David’s dry wit makes it way into the book’s discussion of the challenges of landing on Mars: “Toppling over in your spaceship on landing is a profoundly bad day.”

While the book is tied to the television series, it’s a tenuous link: the only way from reading the book that you would know there was a series was from the book’s foreword by Ron Howard, one of the show’s producers, and by a few stills from the dramatized scenes in the show inconspicuously scattered across its pages. Otherwise, the book stands on its own as a review of the issues facing plans to send humans to the Red Planet.

The book covers many of the issues associated with human exploration of Mars. They include the technical issues of getting to and landing on Mars, the scientific questions of where to go and the search for life, and the political difficulties of forging international support and bringing in the private sector. (While SpaceX’s interest in Mars is included in the book, Elon Musk’s Mars mission architecture, announced just a month and a half ago, was far too late to make it into print.) A final chapter examines the sociological implications of having a permanent human presence on Mars, including people who live their entire lives there.

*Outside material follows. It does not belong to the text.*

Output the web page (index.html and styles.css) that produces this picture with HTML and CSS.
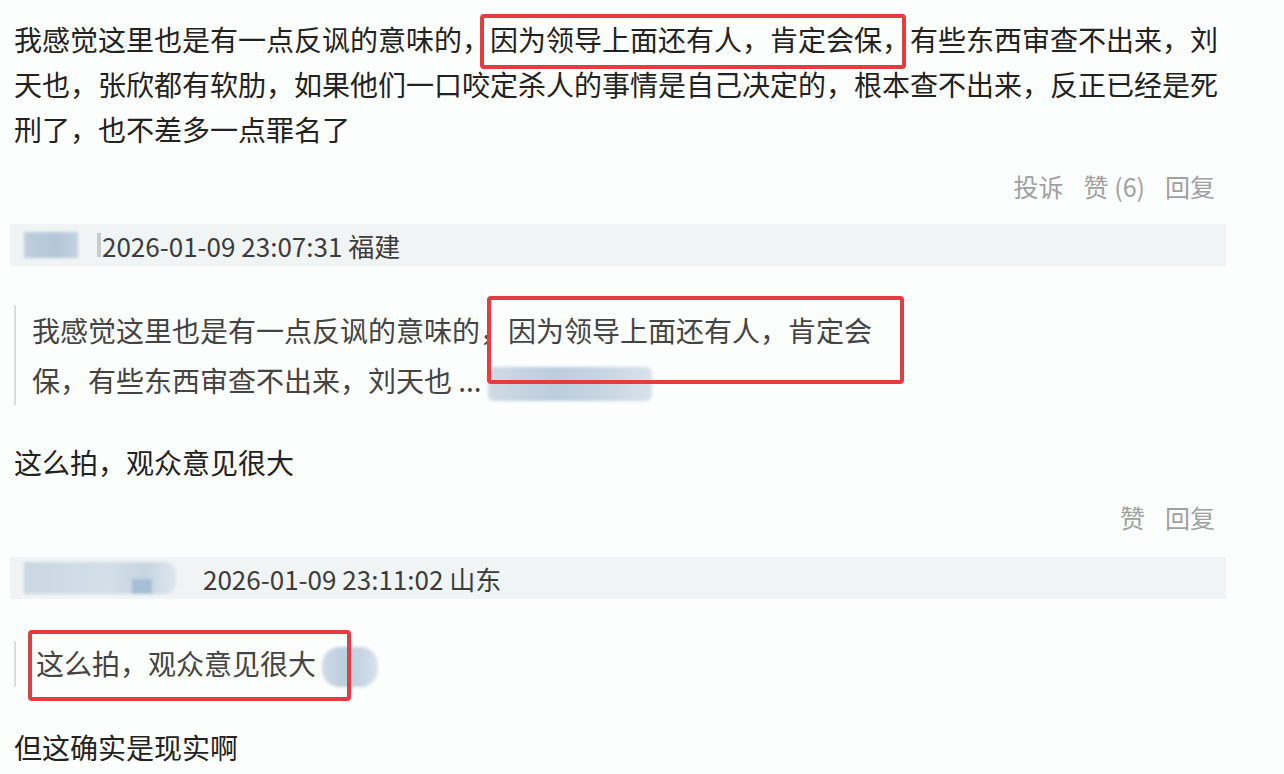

As you’d expect from a large-format book published by National Geographic, Mars: Our Future on the Red Planet is lavishly illustrated with a mix of actual images of Martian exploration and illustrations of proposals for future missions. Each chapter also profiles a couple “heroes” of Mars exploration, from JPL Mars mission manager Rob Manning to policy expert John Logsdon. And David’s dry wit makes it way into the book’s discussion of the challenges of landing on Mars: “Toppling over in your spaceship on landing is a profoundly bad day.”

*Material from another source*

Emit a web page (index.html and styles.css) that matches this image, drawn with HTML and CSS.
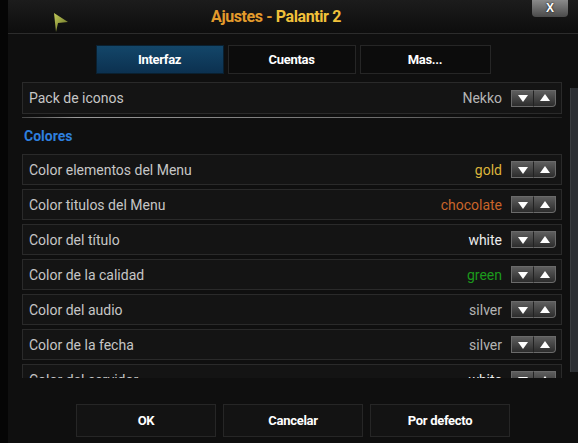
FILE: index.html
```html
<!DOCTYPE html>
<html>
<head>
  <title>Ajustes - Palantir 2</title>
  <link rel="stylesheet" href="styles.css">
</head>
<body>
  <div class="dialog">
    <div class="titlebar">
      <span class="title"><span class="t1">Ajustes - </span><span class="t2">Palantir 2</span></span>
    </div>
    <div class="close">X</div>
    <svg class="pointer" width="16" height="21" viewBox="0 0 16 21">
      <defs>
        <linearGradient id="pg" x1="0" y1="0" x2="1" y2="1">
          <stop offset="0" stop-color="#c4cc5a"/>
          <stop offset="1" stop-color="#5f6822"/>
        </linearGradient>
      </defs>
      <polygon points="1,1 15,10 5,11 3,20" fill="url(#pg)"/>
    </svg>

    <div class="tabs">
      <div class="tab active">Interfaz</div>
      <div class="tab">Cuentas</div>
      <div class="tab wide">Mas...</div>
    </div>

    <div class="content">
      <div class="list">
        <div class="row first">
          <span class="label">Pack de iconos</span>
          <span class="value">Nekko</span>
          <div class="spin"><span class="down"></span><span class="up"></span></div>
        </div>
        <div class="sep"></div>
        <div class="group">Colores</div>
        <div class="row">
          <span class="label">Color elementos del Menu</span>
          <span class="value gold">gold</span>
          <div class="spin"><span class="down"></span><span class="up"></span></div>
        </div>
        <div class="row">
          <span class="label">Color titulos del Menu</span>
          <span class="value choc">chocolate</span>
          <div class="spin"><span class="down"></span><span class="up"></span></div>
        </div>
        <div class="row">
          <span class="label">Color del título</span>
          <span class="value white">white</span>
          <div class="spin"><span class="down"></span><span class="up"></span></div>
        </div>
        <div class="row">
          <span class="label">Color de la calidad</span>
          <span class="value green">green</span>
          <div class="spin"><span class="down"></span><span class="up"></span></div>
        </div>
        <div class="row">
          <span class="label">Color del audio</span>
          <span class="value">silver</span>
          <div class="spin"><span class="down"></span><span class="up"></span></div>
        </div>
        <div class="row">
          <span class="label">Color de la fecha</span>
          <span class="value">silver</span>
          <div class="spin"><span class="down"></span><span class="up"></span></div>
        </div>
        <div class="row">
          <span class="label">Color del servidor</span>
          <span class="value white">white</span>
          <div class="spin"><span class="down"></span><span class="up"></span></div>
        </div>
      </div>
      <div class="scrollbar"></div>
    </div>

    <div class="footer">
      <div class="btn">OK</div>
      <div class="btn">Cancelar</div>
      <div class="btn">Por defecto</div>
    </div>
  </div>
</body>
</html>
```

FILE: styles.css
```css
body {
  margin: 0;
  background: #050505;
  width: 578px;
  height: 443px;
  overflow: hidden;
  font-family: Roboto, "Liberation Sans", sans-serif;
}
.dialog {
  position: relative;
  margin-left: 8px;
  height: 443px;
  background: #0f0f0f;
}
.titlebar {
  height: 33px;
  display: flex;
  align-items: center;
  justify-content: center;
  padding-right: 34px;
  background: linear-gradient(#1c1c1c, #0d0d0d);
  border-bottom: 1px solid #2c2c2c;
}
.title {
  font-weight: bold;
  font-size: 16px;
  letter-spacing: -0.4px;
}
.t1 { color: #e39b2c; }
.t2 { color: #f1c13a; }
.close {
  position: absolute;
  top: 0;
  right: 10px;
  width: 36px;
  height: 17px;
  border-radius: 0 0 4px 4px;
  background: linear-gradient(#8a8a8a, #4a4a4a);
  color: #fff;
  font-family: "Liberation Sans", sans-serif;
  font-weight: bold;
  font-size: 12px;
  line-height: 16px;
  text-align: center;
  text-shadow: 0 0 2px #000;
}
.pointer {
  position: absolute;
  left: 45px;
  top: 12px;
}
.tabs {
  display: flex;
  justify-content: center;
  gap: 4px;
  margin-top: 11px;
}
.tab {
  width: 126px;
  height: 27px;
  border: 1px solid #262626;
  background: #0c0c0c;
  color: #fff;
  font-weight: bold;
  font-size: 13px;
  letter-spacing: -0.3px;
  display: flex;
  align-items: center;
  justify-content: center;
}
.tab.wide { width: 129px; }
.tab.active {
  background: linear-gradient(#134669, #0c3150);
  border-color: #0a2030;
}
.content {
  display: flex;
  padding-left: 14px;
  margin-top: 8px;
}
.list {
  width: 541px;
  height: 296px;
  overflow: hidden;
}
.scrollbar {
  width: 7px;
  height: 284px;
  margin: 6px 0 0 8px;
  background: #2b2e32;
  border-left: 1px solid #3a3d40;
}
.row {
  display: flex;
  align-items: center;
  height: 29px;
  margin-bottom: 4px;
  padding: 0 5px 0 6px;
  background: #141414;
  border: 1px solid #2a2a2a;
  font-size: 14px;
}
.row.first {
  height: 30px;
  margin-bottom: 0;
}
.label {
  flex: 1;
  color: #c6c6c6;
}
.value {
  color: #b4b4b4;
  margin-right: 9px;
}
.value.gold { color: #dcb43c; }
.value.choc { color: #c9652a; }
.value.white { color: #ececec; }
.value.green { color: #1c9a1c; }
.spin {
  display: flex;
  width: 45px;
  height: 17px;
}
.spin span {
  flex: 1;
  position: relative;
  background: linear-gradient(#5e5e5e, #2c2c2c);
  border: 1px solid #6a6a6a;
}
.spin .down { border-right-color: #222; }
.spin .up { border-left: none; border-radius: 0 0 4px 0; }
.spin span::after {
  content: "";
  position: absolute;
  left: 50%;
  top: 50%;
  margin-left: -5px;
  border-left: 5px solid transparent;
  border-right: 5px solid transparent;
}
.spin .down::after {
  margin-top: -3px;
  border-top: 7px solid #fff;
}
.spin .up::after {
  margin-top: -4px;
  border-bottom: 7px solid #fff;
}
.sep {
  height: 1px;
  margin-top: 3px;
  background: linear-gradient(to right, #444, #9a9a9a 10%, #6a6a6a 70%, #222);
}
.group {
  height: 36px;
  line-height: 36px;
  padding-left: 2px;
  color: #2e7fde;
  font-weight: bold;
  font-size: 14px;
}
.footer {
  display: flex;
  justify-content: center;
  gap: 7px;
  margin-top: 26px;
}
.btn {
  width: 138px;
  height: 31px;
  border: 1px solid #262626;
  background: #131313;
  color: #fff;
  font-weight: bold;
  font-size: 13px;
  letter-spacing: -0.3px;
  display: flex;
  align-items: center;
  justify-content: center;
}
```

If you’re a regular reader of publications like this, then a lot of the issues discussed in Mars: Our Future on the Red Planet will be familiar. The audience for the book, though, is instead that group of people who, perhaps, got interested in the concept of human Mars exploration by the series and want to examine the issues in greater detail than a hybrid miniseries/documentary can explore. They may find their interest in Mars exploration heightened by the book, despite all the obstacles that such missions face. Or they might decide they want to stick around on Earth, as challenging as life might seem here.